### [What the task requires]
Select, from the material below, each line with "styles" in it.

>> Start

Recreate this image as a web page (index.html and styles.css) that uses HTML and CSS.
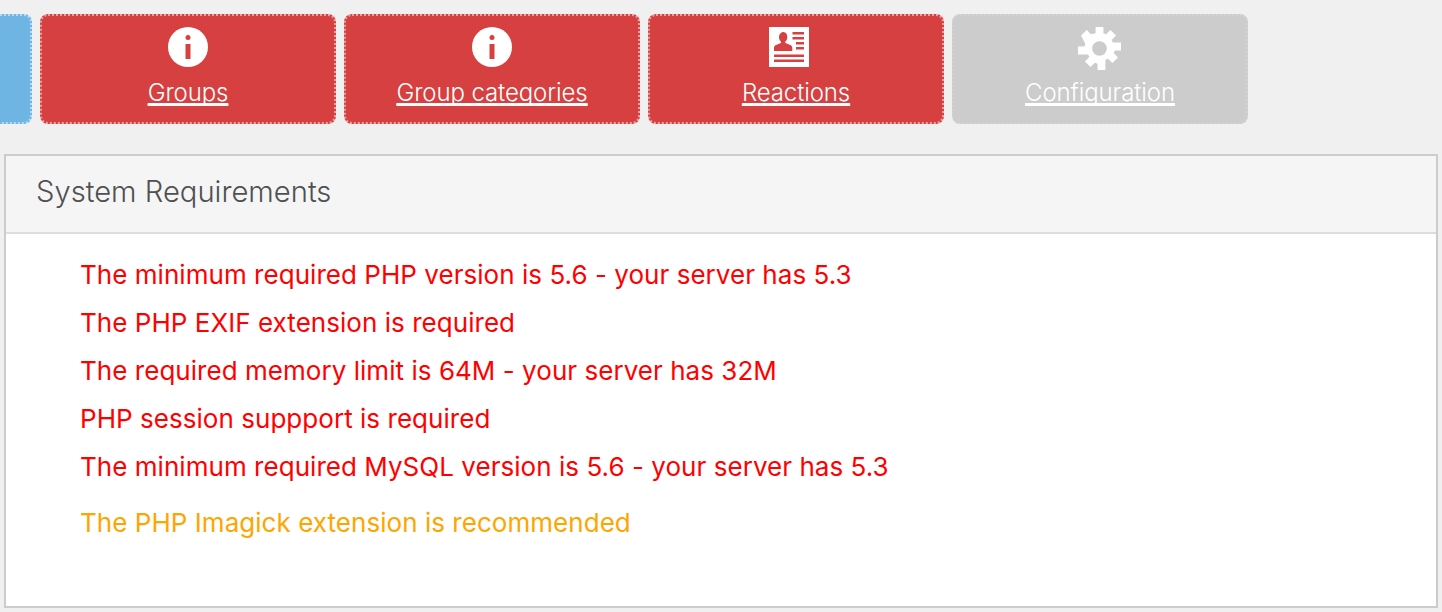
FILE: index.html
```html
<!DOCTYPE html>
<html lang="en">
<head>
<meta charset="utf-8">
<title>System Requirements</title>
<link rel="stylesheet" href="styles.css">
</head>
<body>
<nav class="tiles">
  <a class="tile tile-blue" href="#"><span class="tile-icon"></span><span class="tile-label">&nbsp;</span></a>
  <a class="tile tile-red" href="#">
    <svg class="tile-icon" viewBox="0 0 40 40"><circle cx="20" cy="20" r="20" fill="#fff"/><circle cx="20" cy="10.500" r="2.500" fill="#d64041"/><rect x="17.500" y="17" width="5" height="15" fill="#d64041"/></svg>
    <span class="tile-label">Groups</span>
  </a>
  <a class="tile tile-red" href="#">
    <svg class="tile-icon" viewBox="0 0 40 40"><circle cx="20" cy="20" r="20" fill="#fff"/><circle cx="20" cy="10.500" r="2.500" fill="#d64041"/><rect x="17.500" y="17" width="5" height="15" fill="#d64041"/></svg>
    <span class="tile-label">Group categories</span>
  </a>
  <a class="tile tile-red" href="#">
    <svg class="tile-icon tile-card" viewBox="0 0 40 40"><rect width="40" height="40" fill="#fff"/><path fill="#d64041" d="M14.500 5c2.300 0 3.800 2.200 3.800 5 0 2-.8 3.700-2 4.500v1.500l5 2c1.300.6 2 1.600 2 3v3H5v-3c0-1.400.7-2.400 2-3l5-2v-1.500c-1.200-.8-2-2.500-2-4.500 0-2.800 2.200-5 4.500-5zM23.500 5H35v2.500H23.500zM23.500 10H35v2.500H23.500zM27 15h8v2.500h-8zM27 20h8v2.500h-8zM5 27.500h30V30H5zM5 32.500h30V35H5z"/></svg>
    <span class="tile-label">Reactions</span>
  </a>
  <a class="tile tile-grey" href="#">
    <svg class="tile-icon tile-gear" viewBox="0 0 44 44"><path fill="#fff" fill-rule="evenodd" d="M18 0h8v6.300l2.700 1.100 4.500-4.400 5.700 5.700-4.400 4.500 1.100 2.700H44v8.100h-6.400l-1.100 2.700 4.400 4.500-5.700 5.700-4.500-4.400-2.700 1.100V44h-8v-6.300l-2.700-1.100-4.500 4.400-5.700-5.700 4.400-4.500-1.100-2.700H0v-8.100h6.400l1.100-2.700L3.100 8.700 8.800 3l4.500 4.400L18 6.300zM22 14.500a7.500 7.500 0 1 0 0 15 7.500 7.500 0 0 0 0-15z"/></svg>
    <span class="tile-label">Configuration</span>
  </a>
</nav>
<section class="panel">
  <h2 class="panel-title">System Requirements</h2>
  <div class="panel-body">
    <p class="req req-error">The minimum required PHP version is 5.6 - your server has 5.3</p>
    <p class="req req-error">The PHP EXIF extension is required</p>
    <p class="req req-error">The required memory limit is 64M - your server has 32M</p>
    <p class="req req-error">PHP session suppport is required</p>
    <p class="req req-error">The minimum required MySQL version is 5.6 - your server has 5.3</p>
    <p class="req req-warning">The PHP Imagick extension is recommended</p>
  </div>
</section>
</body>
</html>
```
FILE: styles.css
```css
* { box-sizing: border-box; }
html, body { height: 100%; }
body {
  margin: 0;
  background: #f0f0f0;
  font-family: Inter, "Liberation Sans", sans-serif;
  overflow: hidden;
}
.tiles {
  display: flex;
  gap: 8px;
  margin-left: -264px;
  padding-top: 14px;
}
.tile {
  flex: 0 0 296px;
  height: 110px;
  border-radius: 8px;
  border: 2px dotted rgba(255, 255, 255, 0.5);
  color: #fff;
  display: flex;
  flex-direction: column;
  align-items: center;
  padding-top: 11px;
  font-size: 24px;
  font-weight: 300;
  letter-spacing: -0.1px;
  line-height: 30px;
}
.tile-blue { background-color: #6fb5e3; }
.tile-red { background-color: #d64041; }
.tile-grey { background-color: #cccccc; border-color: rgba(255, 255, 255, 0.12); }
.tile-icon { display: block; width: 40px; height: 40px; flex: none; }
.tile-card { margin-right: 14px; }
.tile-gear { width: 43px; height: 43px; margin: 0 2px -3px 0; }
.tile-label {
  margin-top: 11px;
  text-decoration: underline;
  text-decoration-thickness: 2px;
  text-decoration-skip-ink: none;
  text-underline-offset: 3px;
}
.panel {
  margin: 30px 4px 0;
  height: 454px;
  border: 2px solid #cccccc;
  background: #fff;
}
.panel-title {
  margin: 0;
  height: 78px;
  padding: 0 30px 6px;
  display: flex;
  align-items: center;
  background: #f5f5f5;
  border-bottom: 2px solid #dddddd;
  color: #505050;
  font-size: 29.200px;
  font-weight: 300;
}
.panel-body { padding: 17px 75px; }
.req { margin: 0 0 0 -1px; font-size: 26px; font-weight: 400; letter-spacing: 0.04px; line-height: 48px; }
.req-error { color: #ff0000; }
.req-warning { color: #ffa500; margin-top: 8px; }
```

>> End

### [Exercise solution]
Recreate this image as a web page (index.html and styles.css) that uses HTML and CSS.
<link rel="stylesheet" href="styles.css">
FILE: styles.css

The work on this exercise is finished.